I think every Rivette movie is at least good. Most of them are excellent. If I had to pick out a lower tier, it would be: Love on the Ground, Wuthering Heights, Va Savoir, The Duchess of Langeais, and Around a Small Mountain.
Recommended viewing itineraries
Most hardcore: Everything, chronologically. It wouldn’t be the end of the world if you skipped Wuthering Heights.
More hardcore: Paris Belongs to Us, The Nun, Out 1, Céline and Julie Go Boating, Duelle, Noroît, Merry-Go-Round, Le Pont du Nord, Gang of Four, La Belle Noiseuse, Joan the Maid, Haut bas fragile, Secret Défense, The Story of Marie and Julien
Most people likely to be reading this: Paris Belongs to Us, Céline and Julie Go Boating, Duelle, Gang of Four, La Belle Noiseuse. Optional (continuing in this order, leaving out anything you aren’t interested in): Out 1, Noroît, Le Pont du Nord, Joan the Maid, Haut bas fragile, Secret Défense, The Story of Marie and Julien
Casual interest only: Céline and Julie Go Boating, La Belle Noiseuse
Appendix: PAL speedup and what to do about it
PAL is a terrible DVD format, but unfortunately many films (particularly films from Europe) have only been released on PAL. One of the worst things about PAL is PAL speedup. PAL plays at 25 frames per second rather than 24 frames per second, which speeds a film up by about 4%. A two hour film plays five minutes shorter. This raises the pitch of the audio, creating a “Chipmunk effect.” Some people find this effect more noticeable than others; it stands out the most in musical vocals. If you download a video file and are unsure if it was ripped from a PAL source, compare the actual running time of the file with the official running time listed on IMBD or Wikipedia. If the video file is 4% shorter, you’ve got a case of PAL speedup.

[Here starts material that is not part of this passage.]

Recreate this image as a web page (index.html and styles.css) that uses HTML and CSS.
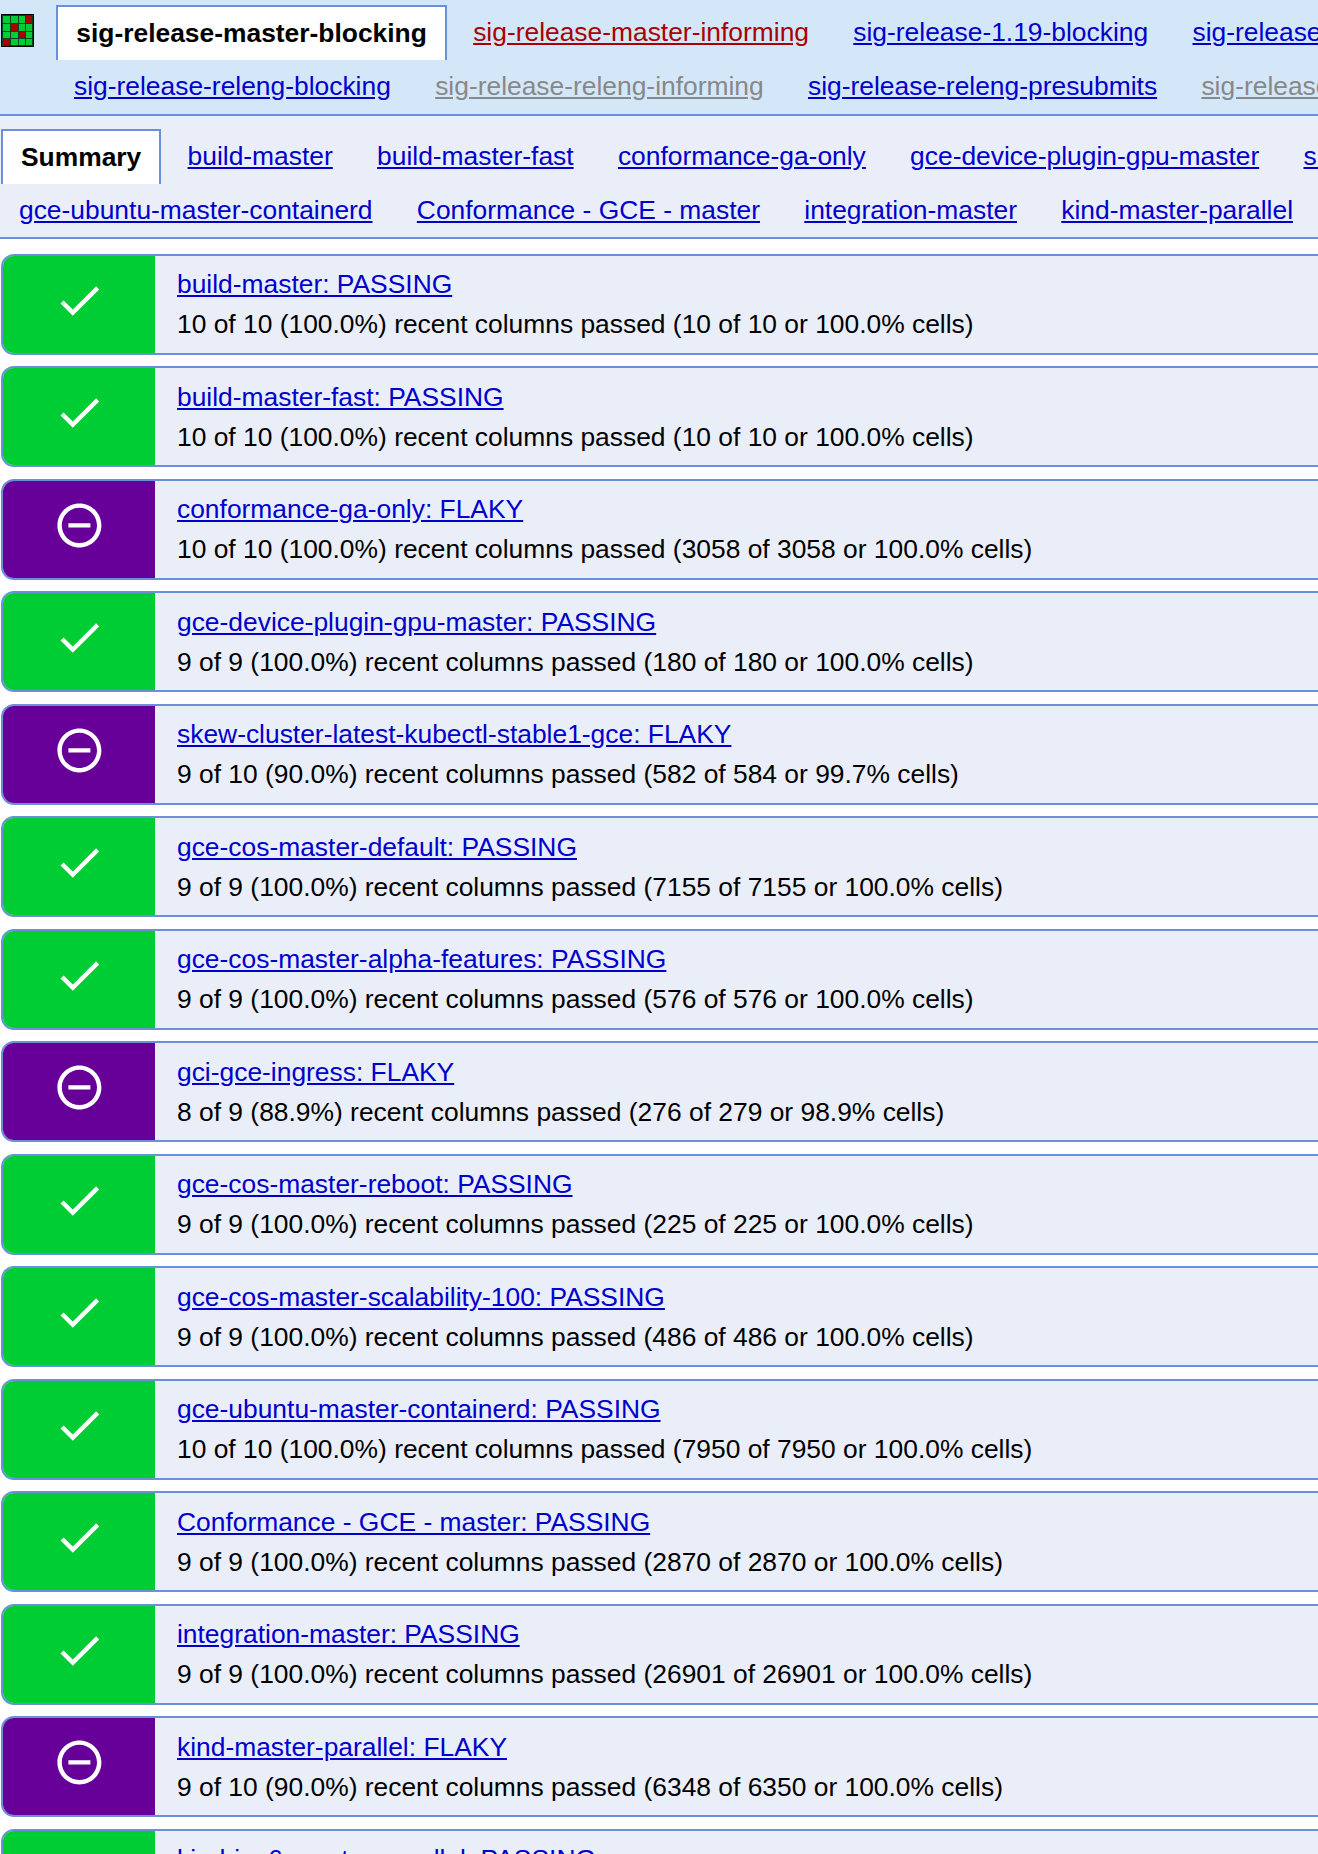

I don’t know of a direct solution for PAL DVDs, but if you can rip a video file from the DVD (or otherwise acquire such a file, through legal means, of course!), there is an easy fix: Use VLC media player. Click ‘Tools’, then ‘Preferences’. At the bottom of the screen, click ‘All’ under ‘Show settings’. Click ‘Input/Codecs’ and then change playback speed from 1.00 to .96. Finally, click ‘Audio’ on the left menu and deselect ‘Enable time stretching audio’. Voilà!